Proposal to Google Analytics #2: Required/Optional/Disallowed Steps

I would like to be able to set a toggle on each step in a funnel, which would define that step as required, optional, or disallowed.  If the step is optional, no need to forcibly backfill it. If the step is required, and a person doesn’t hit that step, they don’t convert the goal. If the step is disallowed, and they hit that step, then they don’t convert that goal.

An example would be a funnel where you want to look at the conversion rate of those that were brand new customers, so you want to require the new account creation page, meanwhile in another goal for existing users you want to DISALLOW that page, so if someone hits the new account creation page, it should be left out of the goal.

Proposal to Google Analytics #3: Segments on Goals

I would like to segment goals within the Goal setup itself.
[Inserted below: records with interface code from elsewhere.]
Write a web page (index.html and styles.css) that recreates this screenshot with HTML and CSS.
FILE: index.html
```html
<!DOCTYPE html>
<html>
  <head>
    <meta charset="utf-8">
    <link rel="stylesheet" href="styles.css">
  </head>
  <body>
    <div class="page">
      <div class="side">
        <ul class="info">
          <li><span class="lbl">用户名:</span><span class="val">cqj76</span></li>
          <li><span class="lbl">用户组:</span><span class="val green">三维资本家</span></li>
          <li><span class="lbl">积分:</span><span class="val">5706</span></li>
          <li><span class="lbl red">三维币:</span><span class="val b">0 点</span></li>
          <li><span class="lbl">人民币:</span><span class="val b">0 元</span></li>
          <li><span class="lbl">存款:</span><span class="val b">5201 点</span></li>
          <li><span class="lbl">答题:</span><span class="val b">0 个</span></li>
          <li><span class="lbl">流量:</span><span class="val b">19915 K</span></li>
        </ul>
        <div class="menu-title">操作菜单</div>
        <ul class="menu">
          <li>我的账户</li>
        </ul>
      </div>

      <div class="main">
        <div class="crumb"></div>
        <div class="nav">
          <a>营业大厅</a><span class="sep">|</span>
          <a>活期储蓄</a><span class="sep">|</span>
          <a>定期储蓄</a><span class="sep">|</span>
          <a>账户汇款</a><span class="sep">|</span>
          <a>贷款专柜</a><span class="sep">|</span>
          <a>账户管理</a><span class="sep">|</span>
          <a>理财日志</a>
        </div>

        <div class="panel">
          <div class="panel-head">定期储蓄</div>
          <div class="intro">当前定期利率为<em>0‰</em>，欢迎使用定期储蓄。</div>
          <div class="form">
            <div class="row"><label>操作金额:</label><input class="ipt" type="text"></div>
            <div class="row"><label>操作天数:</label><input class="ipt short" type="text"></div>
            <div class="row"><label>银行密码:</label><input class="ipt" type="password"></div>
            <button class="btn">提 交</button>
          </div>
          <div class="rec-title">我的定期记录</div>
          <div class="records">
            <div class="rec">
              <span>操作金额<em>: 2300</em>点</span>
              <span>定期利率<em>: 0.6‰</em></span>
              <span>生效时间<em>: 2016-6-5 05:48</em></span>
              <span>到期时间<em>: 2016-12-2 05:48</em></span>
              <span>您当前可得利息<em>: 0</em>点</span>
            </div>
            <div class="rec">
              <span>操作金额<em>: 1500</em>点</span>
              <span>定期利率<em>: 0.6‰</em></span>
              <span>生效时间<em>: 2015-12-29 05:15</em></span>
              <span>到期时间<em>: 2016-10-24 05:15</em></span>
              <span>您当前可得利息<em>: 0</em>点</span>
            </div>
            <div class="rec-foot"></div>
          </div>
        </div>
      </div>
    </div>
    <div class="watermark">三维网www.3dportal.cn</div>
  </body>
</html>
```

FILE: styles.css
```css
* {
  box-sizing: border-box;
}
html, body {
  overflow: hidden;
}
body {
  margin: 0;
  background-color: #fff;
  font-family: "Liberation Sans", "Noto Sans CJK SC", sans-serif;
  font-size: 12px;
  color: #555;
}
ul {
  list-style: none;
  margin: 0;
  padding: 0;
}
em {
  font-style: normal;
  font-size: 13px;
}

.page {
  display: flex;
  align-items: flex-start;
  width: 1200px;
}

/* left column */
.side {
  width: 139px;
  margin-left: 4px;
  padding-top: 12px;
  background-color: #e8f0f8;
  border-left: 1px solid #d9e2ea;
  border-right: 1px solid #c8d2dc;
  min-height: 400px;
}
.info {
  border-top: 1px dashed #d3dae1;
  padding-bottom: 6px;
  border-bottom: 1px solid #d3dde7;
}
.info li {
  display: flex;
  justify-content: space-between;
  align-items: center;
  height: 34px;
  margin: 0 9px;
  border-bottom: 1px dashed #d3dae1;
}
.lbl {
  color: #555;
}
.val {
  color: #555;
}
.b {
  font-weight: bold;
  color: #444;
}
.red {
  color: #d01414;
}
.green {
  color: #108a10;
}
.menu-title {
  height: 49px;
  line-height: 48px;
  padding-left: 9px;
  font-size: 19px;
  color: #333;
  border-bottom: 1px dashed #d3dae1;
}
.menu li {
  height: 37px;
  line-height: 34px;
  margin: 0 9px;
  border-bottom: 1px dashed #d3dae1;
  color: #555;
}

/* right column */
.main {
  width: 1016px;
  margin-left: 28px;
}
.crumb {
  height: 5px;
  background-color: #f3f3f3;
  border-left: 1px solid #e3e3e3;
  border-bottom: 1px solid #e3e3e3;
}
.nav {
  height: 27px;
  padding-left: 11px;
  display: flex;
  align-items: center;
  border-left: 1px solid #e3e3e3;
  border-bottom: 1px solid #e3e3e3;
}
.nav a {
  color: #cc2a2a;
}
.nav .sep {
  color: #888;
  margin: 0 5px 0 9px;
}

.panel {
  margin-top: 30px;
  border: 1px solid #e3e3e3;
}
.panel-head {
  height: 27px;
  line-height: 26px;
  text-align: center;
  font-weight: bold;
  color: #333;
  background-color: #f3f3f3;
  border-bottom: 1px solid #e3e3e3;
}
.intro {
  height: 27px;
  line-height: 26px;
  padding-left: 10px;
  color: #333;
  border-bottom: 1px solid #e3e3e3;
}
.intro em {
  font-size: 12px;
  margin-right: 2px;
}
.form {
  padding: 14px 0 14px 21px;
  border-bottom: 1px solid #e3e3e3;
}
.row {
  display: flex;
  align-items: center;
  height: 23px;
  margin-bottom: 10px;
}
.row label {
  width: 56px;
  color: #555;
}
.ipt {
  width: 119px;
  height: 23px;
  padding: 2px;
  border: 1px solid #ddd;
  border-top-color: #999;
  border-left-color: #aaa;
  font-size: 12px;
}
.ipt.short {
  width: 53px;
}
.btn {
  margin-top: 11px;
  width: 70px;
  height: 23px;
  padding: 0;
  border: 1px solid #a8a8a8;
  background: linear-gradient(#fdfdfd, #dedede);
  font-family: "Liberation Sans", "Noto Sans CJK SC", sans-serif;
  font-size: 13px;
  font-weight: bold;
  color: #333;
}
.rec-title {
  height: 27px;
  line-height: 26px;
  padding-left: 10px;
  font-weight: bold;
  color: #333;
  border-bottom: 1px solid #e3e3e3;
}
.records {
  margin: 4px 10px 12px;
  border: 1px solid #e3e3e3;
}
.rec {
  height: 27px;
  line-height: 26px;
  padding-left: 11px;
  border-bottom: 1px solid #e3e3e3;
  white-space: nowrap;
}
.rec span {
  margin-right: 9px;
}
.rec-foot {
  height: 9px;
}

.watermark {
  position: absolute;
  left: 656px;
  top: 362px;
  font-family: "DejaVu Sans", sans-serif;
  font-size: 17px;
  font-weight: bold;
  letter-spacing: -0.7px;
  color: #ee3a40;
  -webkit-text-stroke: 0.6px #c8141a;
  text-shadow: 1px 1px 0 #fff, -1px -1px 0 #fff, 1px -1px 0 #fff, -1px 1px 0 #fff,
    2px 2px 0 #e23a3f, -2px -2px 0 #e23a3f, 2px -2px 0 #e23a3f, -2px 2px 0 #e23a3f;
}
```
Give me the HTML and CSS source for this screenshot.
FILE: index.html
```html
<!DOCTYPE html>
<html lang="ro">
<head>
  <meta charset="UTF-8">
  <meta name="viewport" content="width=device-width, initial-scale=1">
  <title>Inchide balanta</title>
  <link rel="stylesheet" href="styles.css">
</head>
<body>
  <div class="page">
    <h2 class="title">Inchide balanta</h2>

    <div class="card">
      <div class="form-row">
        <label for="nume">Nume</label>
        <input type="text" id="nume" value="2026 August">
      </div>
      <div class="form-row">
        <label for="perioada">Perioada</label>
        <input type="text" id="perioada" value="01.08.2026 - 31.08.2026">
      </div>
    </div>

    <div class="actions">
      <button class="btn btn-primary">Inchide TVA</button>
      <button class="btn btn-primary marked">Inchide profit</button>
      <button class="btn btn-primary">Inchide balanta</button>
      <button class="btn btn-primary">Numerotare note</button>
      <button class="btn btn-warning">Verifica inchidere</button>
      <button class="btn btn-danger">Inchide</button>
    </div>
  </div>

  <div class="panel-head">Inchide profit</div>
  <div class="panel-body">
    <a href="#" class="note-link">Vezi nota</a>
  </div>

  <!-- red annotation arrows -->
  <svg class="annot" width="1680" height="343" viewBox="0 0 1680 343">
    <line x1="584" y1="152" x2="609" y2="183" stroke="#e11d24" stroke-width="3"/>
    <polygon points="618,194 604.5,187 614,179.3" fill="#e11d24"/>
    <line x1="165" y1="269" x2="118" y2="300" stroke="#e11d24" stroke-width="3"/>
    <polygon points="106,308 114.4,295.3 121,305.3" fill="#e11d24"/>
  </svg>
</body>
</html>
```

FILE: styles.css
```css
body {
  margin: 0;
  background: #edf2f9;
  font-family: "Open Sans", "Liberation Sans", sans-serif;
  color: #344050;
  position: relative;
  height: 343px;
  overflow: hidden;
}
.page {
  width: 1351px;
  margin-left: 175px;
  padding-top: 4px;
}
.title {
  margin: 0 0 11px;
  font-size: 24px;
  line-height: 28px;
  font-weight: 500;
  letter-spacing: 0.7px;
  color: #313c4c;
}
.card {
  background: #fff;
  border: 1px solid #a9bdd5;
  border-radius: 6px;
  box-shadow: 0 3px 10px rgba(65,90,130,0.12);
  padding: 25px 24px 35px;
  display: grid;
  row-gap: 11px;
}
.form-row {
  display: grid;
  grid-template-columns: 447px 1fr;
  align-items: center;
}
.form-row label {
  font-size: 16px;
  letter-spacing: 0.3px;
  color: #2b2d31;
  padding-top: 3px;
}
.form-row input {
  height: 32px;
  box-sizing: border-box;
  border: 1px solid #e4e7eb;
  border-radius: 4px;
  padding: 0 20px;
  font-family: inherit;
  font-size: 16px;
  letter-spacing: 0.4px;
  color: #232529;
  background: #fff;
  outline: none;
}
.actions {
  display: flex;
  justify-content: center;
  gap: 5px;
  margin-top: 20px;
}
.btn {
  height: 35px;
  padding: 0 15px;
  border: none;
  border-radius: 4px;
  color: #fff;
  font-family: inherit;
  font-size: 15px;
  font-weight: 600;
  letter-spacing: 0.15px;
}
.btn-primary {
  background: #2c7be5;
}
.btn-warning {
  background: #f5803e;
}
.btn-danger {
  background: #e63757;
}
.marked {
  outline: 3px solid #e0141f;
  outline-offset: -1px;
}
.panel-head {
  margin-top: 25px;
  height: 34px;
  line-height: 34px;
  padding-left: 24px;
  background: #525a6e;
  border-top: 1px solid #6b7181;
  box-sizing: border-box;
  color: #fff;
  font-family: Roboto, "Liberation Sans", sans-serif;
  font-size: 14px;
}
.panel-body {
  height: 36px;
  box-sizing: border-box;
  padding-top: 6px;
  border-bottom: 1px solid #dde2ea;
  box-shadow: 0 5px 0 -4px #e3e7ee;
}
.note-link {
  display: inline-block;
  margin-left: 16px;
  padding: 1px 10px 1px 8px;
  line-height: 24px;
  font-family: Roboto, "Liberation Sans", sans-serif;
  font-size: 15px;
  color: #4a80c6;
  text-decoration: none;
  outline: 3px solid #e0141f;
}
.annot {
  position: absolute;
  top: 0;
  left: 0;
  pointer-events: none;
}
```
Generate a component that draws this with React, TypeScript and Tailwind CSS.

For instance I would like to be able to go into an essentially unfiltered view, and create a goal and as part of the goal define that the Source/Medium needs to be google/organic. That way I could create a “Google Organic Conversions” goal in a view, without necessarily having that view be ONLY Google Organic visitors.

It would simply only restrict the conversion on that goal to the person’s source/medium (or other dimensions like say Country or Region, or multiple variations) rather than simple behavior.

TL;DR

Goals and Funnels can have confusing aspects, and when you really dig into them they sometimes can’t do what you want them to do. There are potential workarounds, but nothing that is perfect. I have few proposals for how Google Analytics could improve Goals and the Goal Funnels, but I’m sure I’m not the only one. If you’ve got a great workaround or suggestion for how to fix some of these common issues, leave them in the comments!